What you have to do:
Only the lines from the start of the data through the line containing "['Barcode', 'Title', 'Category', 'Cost', 'Price', 'Quantity']" should be written out, exactly as they are, with both ends included and the pictures left out.
--- begin Dataset excerpt ---
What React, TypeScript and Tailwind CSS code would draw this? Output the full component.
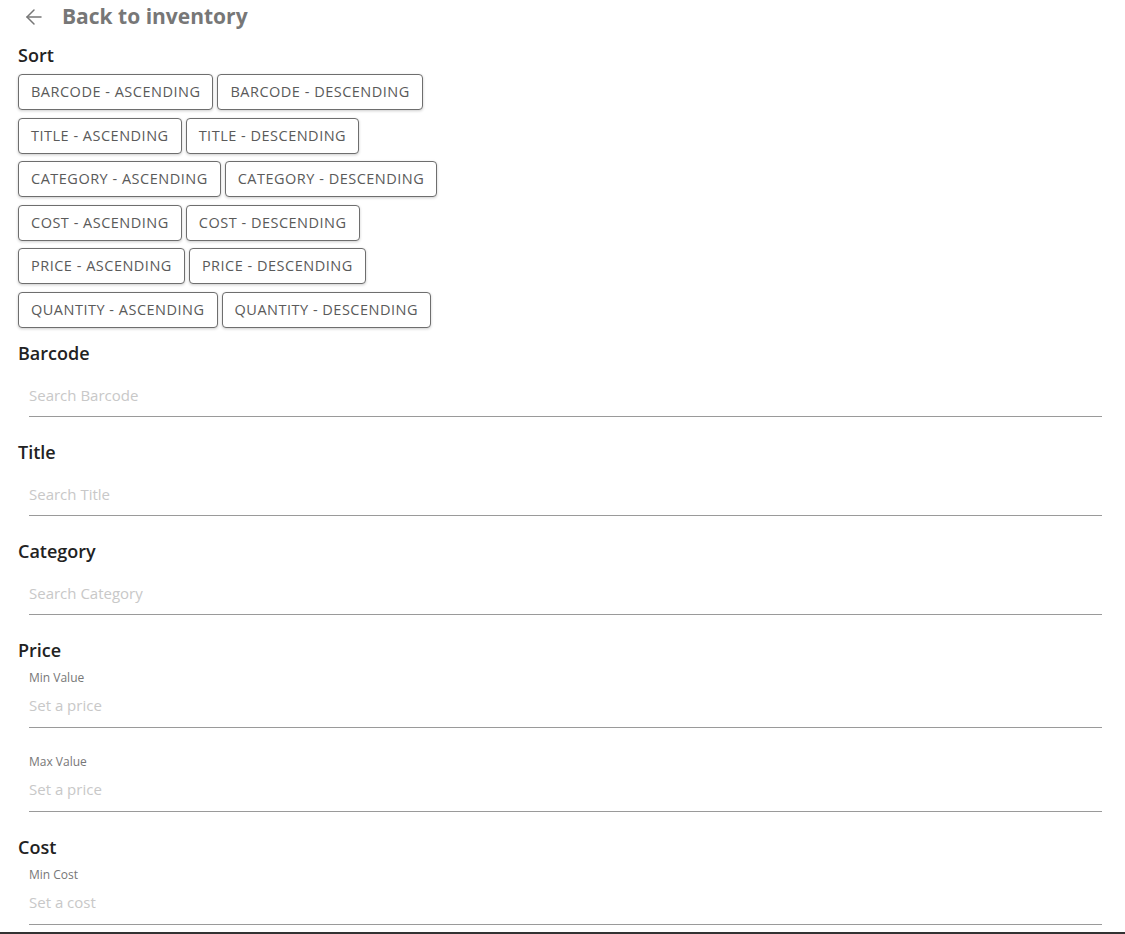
import { ArrowLeft } from 'lucide-react'

const sortFields = ['Barcode', 'Title', 'Category', 'Cost', 'Price', 'Quantity']

function TextField({ label, placeholder }: { label?: string; placeholder: string }) {
    return (
        <div className="ml-[11px] flex flex-col">
            {label && <span className="text-[12px] leading-4 text-[#777]">{label}</span>}
            <input
                placeholder={placeholder}
                className={`${label ? 'h-[42px]' : 'h-10'} w-full pb-[3px] border-b border-[#9a9a9a] bg-transparent text-[15px] text-[#333] outline-none placeholder:text-[#c8c8c8]`}
            />
        </div>
    )
}

function Heading({ children }: { children: string }) {
    return <h2 className="text-[18px] leading-6 font-semibold text-[#222]">{children}</h2>
}

export default function App() {
    return (
        <div className="min-h-[934px] bg-white font-['Open_Sans',sans-serif] flex flex-col">
            <div className="flex-1 pl-[18px] pr-[23px]">
                {/* header */}
                <div className="flex items-center h-[34px] gap-[16px] pl-[4px]">
                    <ArrowLeft className="w-6 h-6 text-[#777]" strokeWidth={1.5} />
                    <span className="text-[21px] font-bold text-[#777]">Back to inventory</span>
                </div>

                <div className="mt-[9px]">
                    <Heading>Sort</Heading>
                    <div className="mt-[7px] flex flex-col gap-[7.5px]">
                        {sortFields.map((field) => (
                            <div key={field} className="flex gap-1">
                                {['Ascending', 'Descending'].map((dir) => (
                                    <button
                                        key={dir}
                                        className="h-9 px-3 rounded-[4px] border border-[#6e6e6e] bg-white text-[14.5px] tracking-[0.5px] uppercase text-[#5a5a5a] shadow-[0_1px_3px_rgba(0,0,0,0.2)]"
                                    >
                                        {field} - {dir}
                                    </button>
                                ))}
                            </div>
                        ))}
                    </div>
                </div>

                <div className="mt-[13px] flex flex-col gap-[23px]">
                    <div className="flex flex-col gap-3">
                        <Heading>Barcode</Heading>
                        <TextField placeholder="Search Barcode" />
                    </div>
                    <div className="flex flex-col gap-3">
                        <Heading>Title</Heading>
                        <TextField placeholder="Search Title" />
                    </div>
                    <div className="flex flex-col gap-3">
                        <Heading>Category</Heading>
                        <TextField placeholder="Search Category" />
                    </div>
                    <div className="flex flex-col gap-[26px]">
                        <div className="flex flex-col gap-2">
                            <Heading>Price</Heading>
                            <TextField label="Min Value" placeholder="Set a price" />
                        </div>
                        <TextField label="Max Value" placeholder="Set a price" />
                    </div>
                    <div className="flex flex-col gap-2">
                        <Heading>Cost</Heading>
                        <TextField label="Min Cost" placeholder="Set a cost" />
                    </div>
                </div>
            </div>
            <div className="h-[2px] bg-[#333]" />
        </div>
    )
}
--- end Dataset excerpt ---
Exercise answer:
What React, TypeScript and Tailwind CSS code would draw this? Output the full component.
import { ArrowLeft } from 'lucide-react'

const sortFields = ['Barcode', 'Title', 'Category', 'Cost', 'Price', 'Quantity']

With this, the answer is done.